Your side hustle is rocking and rolling. Good job! Now it’s time to look at what’s best for your business financially, and when tax season rolls around again (which is very soon!) is it best for your business to stay as-is, or should you take the next step and incorporate somehow, or change the incorporation you have now? The answer? Well, it depends.
As someone with a successful, freelance side hustle for the past 14 years, this is something I’ve been considering for years but wasn’t really sure where to start. So, I talked with a couple tax experts to see what I could find out.
“If you own a small business, it’s important to consider the best business entity structure for your small business,” says Mike Slack, manager of The Tax Institute at H&R Block, a tax preparation company. “Your business structure influences everything from your day-to-day operations to your taxes and personal liability. Different structures can affect legal protection and tax responsibility. It’s not a one-size-fits-all decision.”
There are several types of business entities available for self-employed: Sole Proprietor, Sole Proprietor Limited Liability Company (LLC), and S-Corporation. Lisa Greene-Lewis, CPA, and tax expert with TurboTax, a tax preparation software company, gave us a rundown on the pros and cons of each.
Pros: This is the simplest structure, and requires the least amount of paperwork. With a sole proprietorship, you only file one tax return since your business would be reported on schedule C that would accompany your personal tax return. Many think that if they set their business up as a corporation they may get more tax deductions than if they are set up as a sole proprietor but this is a myth. Self-employed people can take many of the same business tax deductions as corporations. As a sole proprietor you may be eligible for the 20% Qualified Business Income Deduction under tax reform, which will be coupled with lower personal tax rates under tax reform. You can also deduct the full expense of business equipment up to $1,050,000 for 2021 in the first year you put the equipment in service and in some cases certain non-SUV heavy vehicles used for your business qualify.

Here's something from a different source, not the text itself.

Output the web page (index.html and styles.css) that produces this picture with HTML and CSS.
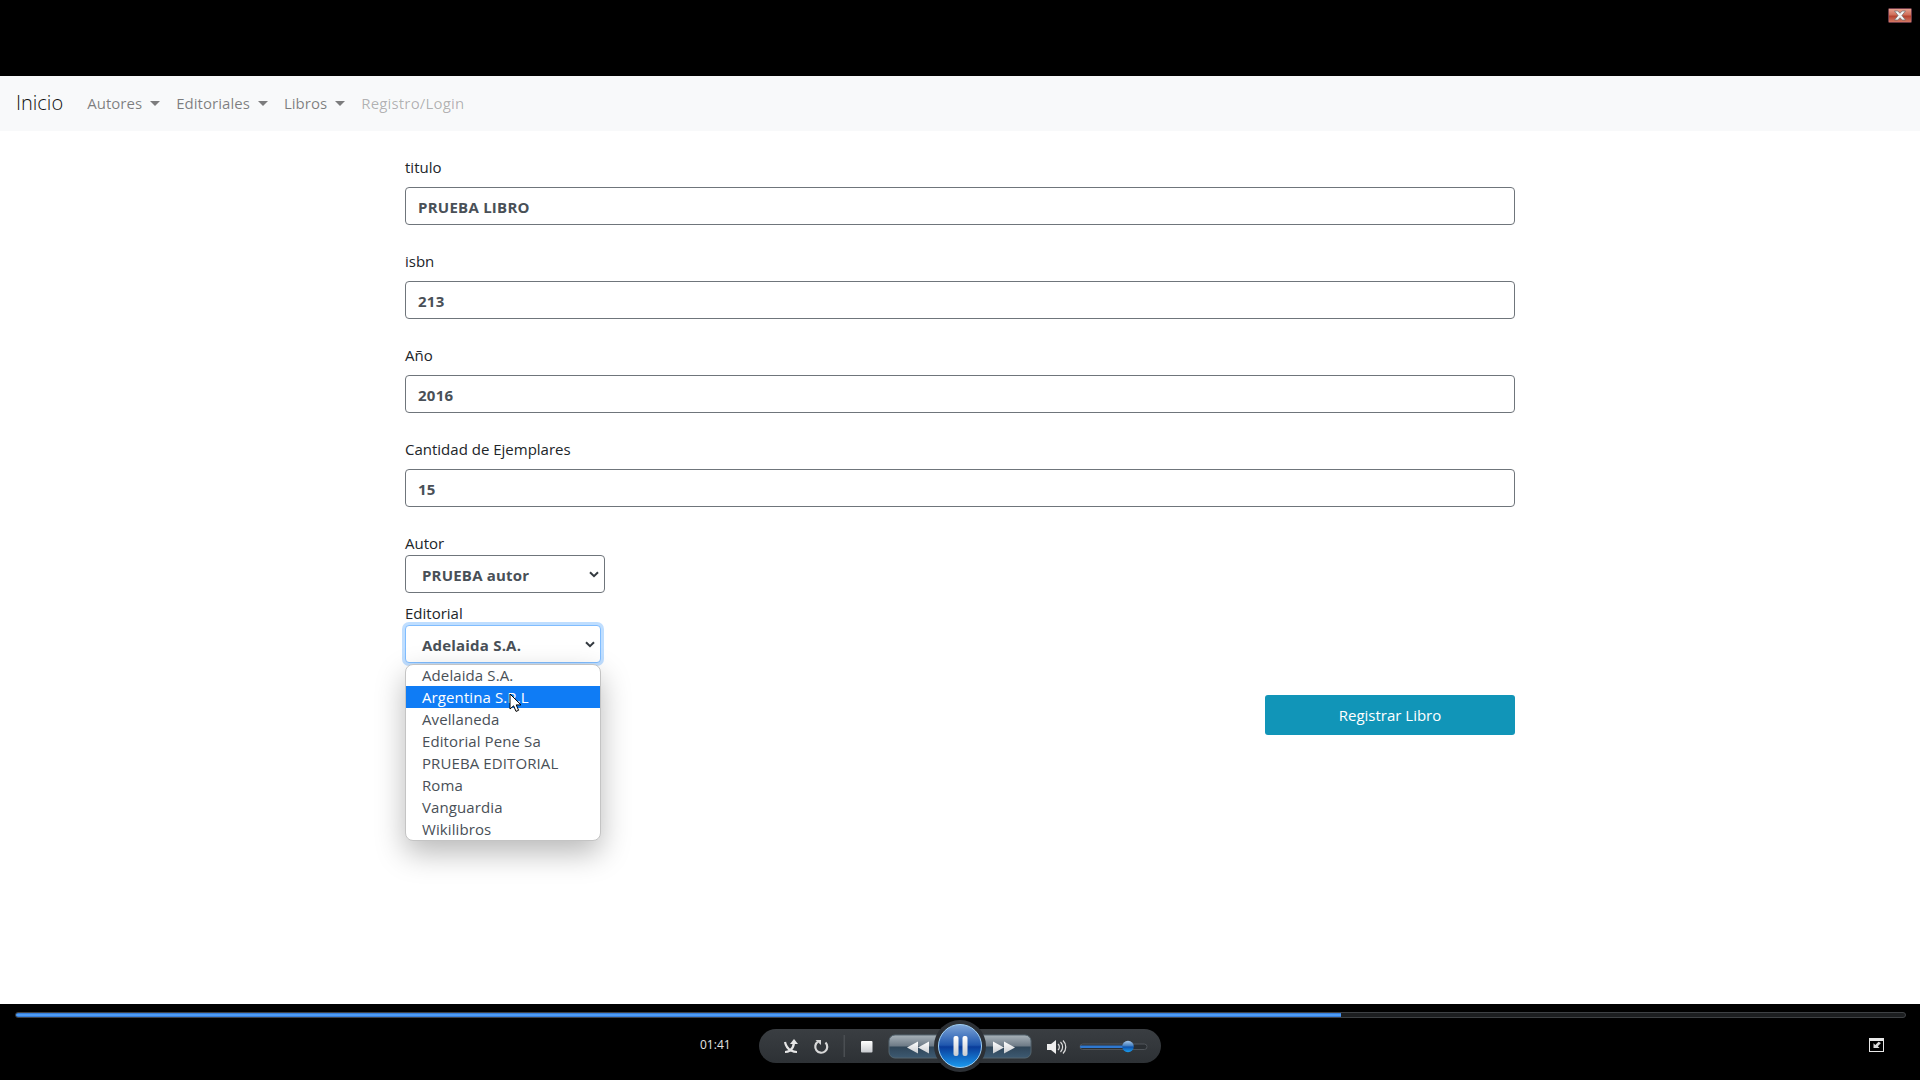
FILE: index.html
```html
<!DOCTYPE html>
<html lang="es">
<head>
<meta charset="utf-8">
<title>Registrar Libro</title>
<link rel="stylesheet" href="styles.css">
</head>
<body>
<div class="screen">
  <header class="video-top">
    <svg class="close-icon" width="24" height="15" viewBox="0 0 24 15">
      <defs><linearGradient id="cg" x1="0" y1="0" x2="0" y2="1"><stop offset="0" stop-color="#e8a392"/><stop offset=".45" stop-color="#cf6f5a"/><stop offset=".55" stop-color="#b5432f"/><stop offset="1" stop-color="#d67d69"/></linearGradient></defs>
      <rect x=".5" y=".5" width="23" height="14" rx="1" fill="url(#cg)" stroke="#6d3b48"/>
      <path d="M6.500 3h3.300L12 5.300 14.200 3h3.300l-3.600 4.500 3.600 4.500h-3.300L12 9.700 9.800 12H6.500l3.600-4.500z" fill="#f4f4f4" stroke="#6f6a68" stroke-width=".7"/>
    </svg>
  </header>

  <nav class="navbar">
    <a class="brand">Inicio</a>
    <a class="nav-link caret">Autores</a>
    <a class="nav-link caret">Editoriales</a>
    <a class="nav-link caret">Libros</a>
    <a class="nav-link disabled">Registro/Login</a>
  </nav>

  <main class="content">
    <div class="container">
      <div class="group"><div class="label">titulo</div><div class="input">PRUEBA LIBRO</div></div>
      <div class="group"><div class="label">isbn</div><div class="input">213</div></div>
      <div class="group"><div class="label">Año</div><div class="input">2016</div></div>
      <div class="group"><div class="label">Cantidad de Ejemplares</div><div class="input">15</div></div>

      <div class="label">Autor</div>
      <div class="select select-autor">
        <span>PRUEBA autor</span>
        <svg class="chevron" width="10" height="7" viewBox="0 0 10 7"><path d="M1 1.200l4 4 4-4" fill="none" stroke="#343a40" stroke-width="2"/></svg>
      </div>

      <div class="label">Editorial</div>
      <div class="select-wrap">
        <div class="select select-editorial">
          <span>Adelaida S.A.</span>
          <svg class="chevron" width="10" height="7" viewBox="0 0 10 7"><path d="M1 1.200l4 4 4-4" fill="none" stroke="#343a40" stroke-width="2"/></svg>
        </div>
        <ul class="menu">
          <li>Adelaida S.A.</li>
          <li class="active">Argentina S.R.L</li>
          <li>Avellaneda</li>
          <li>Editorial Pene Sa</li>
          <li>PRUEBA EDITORIAL</li>
          <li>Roma</li>
          <li>Vanguardia</li>
          <li>Wikilibros</li>
        </ul>
        <svg class="cursor" width="14" height="20" viewBox="0 0 14 20"><path d="M1 1v15l3.600-3.200 2.400 5.600 2.600-1.100-2.400-5.400H12z" fill="#fff" stroke="#000" stroke-width="1"/></svg>
      </div>

      <div class="actions"><button class="btn">Registrar Libro</button></div>
    </div>
  </main>

  <footer class="player">
    <div class="seek"><div class="seek-fill"></div></div>
    <div class="controls">
      <span class="time">01:41</span>
      <svg class="transport" width="440" height="60" viewBox="740 1020 440 60">
        <defs>
          <linearGradient id="pill" x1="0" y1="0" x2="0" y2="1"><stop offset="0" stop-color="#3a3e42"/><stop offset="1" stop-color="#2d3135"/></linearGradient>
          <linearGradient id="pb" x1="0" y1="0" x2="0" y2="1"><stop offset="0" stop-color="#a9b3ba"/><stop offset=".48" stop-color="#6d7a86"/><stop offset=".52" stop-color="#2f4558"/><stop offset="1" stop-color="#3d5a72"/></linearGradient>
          <linearGradient id="blue" x1="0" y1="0" x2="0" y2="1"><stop offset="0" stop-color="#7fa6d8"/><stop offset=".48" stop-color="#1f57ae"/><stop offset=".52" stop-color="#0a3c9a"/><stop offset="1" stop-color="#1b9bf0"/></linearGradient>
          <linearGradient id="thumb" x1="0" y1="0" x2="0" y2="1"><stop offset="0" stop-color="#a8c8ea"/><stop offset=".48" stop-color="#3a78bc"/><stop offset=".52" stop-color="#0d4ea8"/><stop offset="1" stop-color="#1ba0f0"/></linearGradient>
          <linearGradient id="wh" x1="0" y1="0" x2="0" y2="1"><stop offset="0" stop-color="#fff"/><stop offset="1" stop-color="#c9ccd0"/></linearGradient>
        </defs>
        <rect x="759" y="1029" width="402" height="34" rx="17" fill="url(#pill)"/>
        <!-- shuffle -->
        <path d="M785 1042c1 5 3 7 6 8.500 2 1 4 1.500 6 1.500M794 1043c-.500 4-2 6-4 7.500-1.500 1-3 1.500-5 1.500" fill="none" stroke="#e6e6e6" stroke-width="2.200"/>
        <path d="M790 1044l4-5 4 5z" fill="#e6e6e6"/>
        <!-- repeat -->
        <path d="M825.500 1042.500a6 6 0 1 1-7.500-.8" fill="none" stroke="#d8d8d8" stroke-width="2.200"/>
        <path d="M815.500 1040h5.500v5z" fill="#d8d8d8"/>
        <rect x="843.500" y="1035" width="1.500" height="22" fill="#4a4e52"/>
        <rect x="861" y="1041" width="11.500" height="11.500" rx="1" fill="url(#wh)"/>
        <!-- rewind / forward -->
        <path d="M895 1035h50v23h-50a6 6 0 0 1-6-6v-11a6 6 0 0 1 6-6z" fill="url(#pb)" stroke="#54656f"/>
        <path d="M975 1035h50a6 6 0 0 1 6 6v11a6 6 0 0 1-6 6h-50z" fill="url(#pb)" stroke="#54656f"/>
        <path d="M907 1047.500l11-6v12zM918 1047.500l11-6v12z" fill="url(#wh)"/>
        <path d="M993 1041.500l11 6-11 6zM1004 1041.500l11 6-11 6z" fill="url(#wh)"/>
        <!-- play/pause -->
        <circle cx="960" cy="1046" r="26" fill="#2c3035"/>
        <circle cx="960" cy="1046" r="21.500" fill="url(#blue)" stroke="#9fd0f5" stroke-width="1"/>
        <rect x="953.500" y="1036" width="5" height="20" rx="2" fill="url(#wh)"/>
        <rect x="962.500" y="1036" width="5" height="20" rx="2" fill="url(#wh)"/>
        <!-- speaker -->
        <path d="M1047 1044h4l5-4v14l-5-4h-4z" fill="#eee"/>
        <path d="M1058 1044a4 4 0 0 1 0 6M1060.500 1042a7 7 0 0 1 0 10M1063 1040.500a9 9 0 0 1 0 13" fill="none" stroke="#ddd" stroke-width="1.200"/>
        <!-- volume -->
        <rect x="1080" y="1044" width="67" height="5.500" rx="2.700" fill="#2a2e32" stroke="#50555a"/>
        <rect x="1080" y="1045.500" width="48" height="2.500" rx="1.200" fill="#2f78d0"/>
        <circle cx="1128" cy="1046.500" r="5.800" fill="url(#thumb)"/>
      </svg>
      <svg class="fs-icon" width="16" height="15" viewBox="0 0 16 15">
        <rect x=".5" y=".5" width="14" height="13" fill="none" stroke="#e8e8e8"/>
        <path d="M1 1h13v2H1z" fill="#e8e8e8"/>
        <path d="M12 5l-3.200 3.200 1.800 1.800H4.500V5.200l1.800 1.700L9.500 3.800z" fill="#dcdcdc"/>
      </svg>
    </div>
  </footer>
</div>
</body>
</html>
```
FILE: styles.css
```css
* { box-sizing: border-box; }
html, body { margin: 0; padding: 0; }
body { font-family: "Open Sans", "Noto Sans", "Liberation Sans", sans-serif; font-size: 15px; color: #212529; background: #000; }
.screen { width: 1920px; height: 1080px; display: flex; flex-direction: column; overflow: hidden; }

.video-top { height: 76px; background: #000; display: flex; justify-content: flex-end; align-items: flex-start; padding: 8px 8px 0 0; }
.close-icon { display: block; }

.navbar { height: 55px; background: #f8f9fa; display: flex; align-items: center; padding: 0 16px 2px; }
.brand { font-size: 20px; font-weight: 300; color: #111; margin-right: 16px; line-height: 30px; }
.nav-link { padding: 8px; color: rgba(0,0,0,.5); line-height: 24px; letter-spacing: .04px; }
.nav-link.disabled { color: rgba(0,0,0,.3); letter-spacing: .17px; }
.caret::after { content: ""; display: inline-block; margin-left: 8px; vertical-align: 3px; border-top: 5px solid; border-left: 5px solid transparent; border-right: 5px solid transparent; }

.content { flex: 1; background: #fff; padding-top: 24px; }
.container { width: 1110px; margin: 0 auto; }
.group { margin-bottom: 24px; }
.group .label { margin-bottom: 8px; }
.label { line-height: 24px; height: 24px; }
.input { height: 38px; border: 1px solid #6f757b; border-radius: 4px; padding: 1px 12px 0; line-height: 36px; font-weight: 700; letter-spacing: .25px; color: #495057; background: #fff; }

.select { height: 38px; border: 1px solid #6f757b; border-radius: 4px; padding: 1px 5px 0 16px; display: flex; align-items: center; justify-content: space-between; font-weight: 700; letter-spacing: .2px; color: #495057; background: #fff; }
.select-autor { width: 200px; margin-bottom: 8px; }
.select-wrap { position: relative; width: 196px; }
.select-editorial { width: 196px; border-color: #80bdff; box-shadow: 0 0 0 3px rgba(0,123,255,.25); }
.chevron { flex: none; margin-top: -1px; }

.menu { position: absolute; z-index: 5; left: 0; top: 39px; width: 196px; margin: 0; padding: 0; list-style: none; background: #fff; border: 1px solid #c4c4c4; border-radius: 8px; overflow: hidden; box-shadow: 0 12px 30px rgba(0,0,0,.28); color: #495057; letter-spacing: .1px; }
.menu li { height: 22px; line-height: 22px; padding-left: 16px; }
.menu li:first-child { height: 21px; line-height: 20px; }
.menu li:last-child { height: 22px; }
.menu li.active { background: #0f7cf5; color: #fff; }
.cursor { position: absolute; z-index: 6; left: 104px; top: 68px; }

.actions { display: flex; justify-content: flex-end; margin-top: 32px; }
.btn { width: 250px; height: 40px; border: 0; border-radius: 3px; background: #1195b8; color: #fff; font: inherit; }

.player { height: 76px; background: #000; display: flex; flex-direction: column; padding-top: 8px; }
.seek { height: 6px; margin: 0 14px 0 15px; background: #1c1e20; border: 1px solid #3e4144; border-radius: 3px; overflow: hidden; }
.seek-fill { width: 1325px; height: 100%; background: linear-gradient(#2a6fd0, #5aaaff, #2a6fd0); }
.controls { display: flex; align-items: flex-start; height: 60px; margin-top: 2px; position: relative; }
.time { width: 40px; margin: 17px 0 0 700px; font-size: 12px; line-height: 16px; color: #e4e4e4; }
.transport { display: block; flex: none; }
.fs-icon { margin: 18px 0 0 689px; display: block; flex: none; }
```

Cons: The biggest con for sole proprietors and the reason self-employed opt for an LLC is the personal and legal liability is 100% your responsibility (say, if you’re sued or your business goes under, your personal assets are fair game for creditors and you assume all legal liability), whereas with an LLC there is partial liability. You will also be liable for the other half for your self-employment taxes, but you can deduct half as an adjustment to income when you file your taxes. You are also responsible for paying quarterly estimated taxes if you expect to owe $1,000 or more.
Sole Proprietor LLC
Pros: The main pro of an LLC is limited liability. As an LLC, you are still able to take business deductions like a sole proprietor. These are, by default, taxed in the same manner as a sole-proprietorship, but have the option to elect to be taxed as a corporation.
Cons: You pay the full FICA tax like a sole proprietor and you need to pay estimated taxes like a sole proprietor.
Pros: The gross income from your small business will go to the S-corp, and then you will pay yourself “wages.” This model generally means you pay less in taxes, and you’ll only pay half of FICA tax.
Cons: There is more paperwork with an S-Corp, and in turn, more expenses since you’ll have to file two separate returns. (One for the company, and one for the wages you pay yourself.) You also would not be able to take the home office deduction like a sole proprietor would. There is also a set amount of state taxes owed, no matter how much money you make. “I have known people starting a business to set up as an S-Corp before they even make any money or know if their business will be successful and they are hit with an unexpected state tax bill,” Greene-Lewis says.
What’s The Right Decision For Me?
Most small businesses will start out as a sole proprietor or LLC. The simplest business structure is the sole proprietorship, which you own completely, with no distinction between yourself and the business. Many small businesses are structured as LLCs because they offer some of the advantages of a sole proprietorship without its obvious disadvantages. As a single member LLC, you’re in charge — you own, manage, and run your business — but without the same liability issues of a sole proprietor. If your business is new, it can be a good idea to wait and see if you start earning money and determine what your future plans are before you make this decision.
“If you’re thinking about starting a business, your business structure will set a framework for your future operations,” Slack says. “If you do nothing, you will be considered a sole proprietorship. There are a lot of factors to weigh, namely legal and tax. For legal insight, you’ll want to work with a legal professional. For taxes, you’ll want to have a good understanding of what tax implications are for certain business entities.”
Whatever decision you make, make sure you have separate business accounts, and a dedicated business checking account to keep expenses separated and establish legitimacy of those expenses when tax time comes. This can also help you judge the financial performance of your side hustle easily.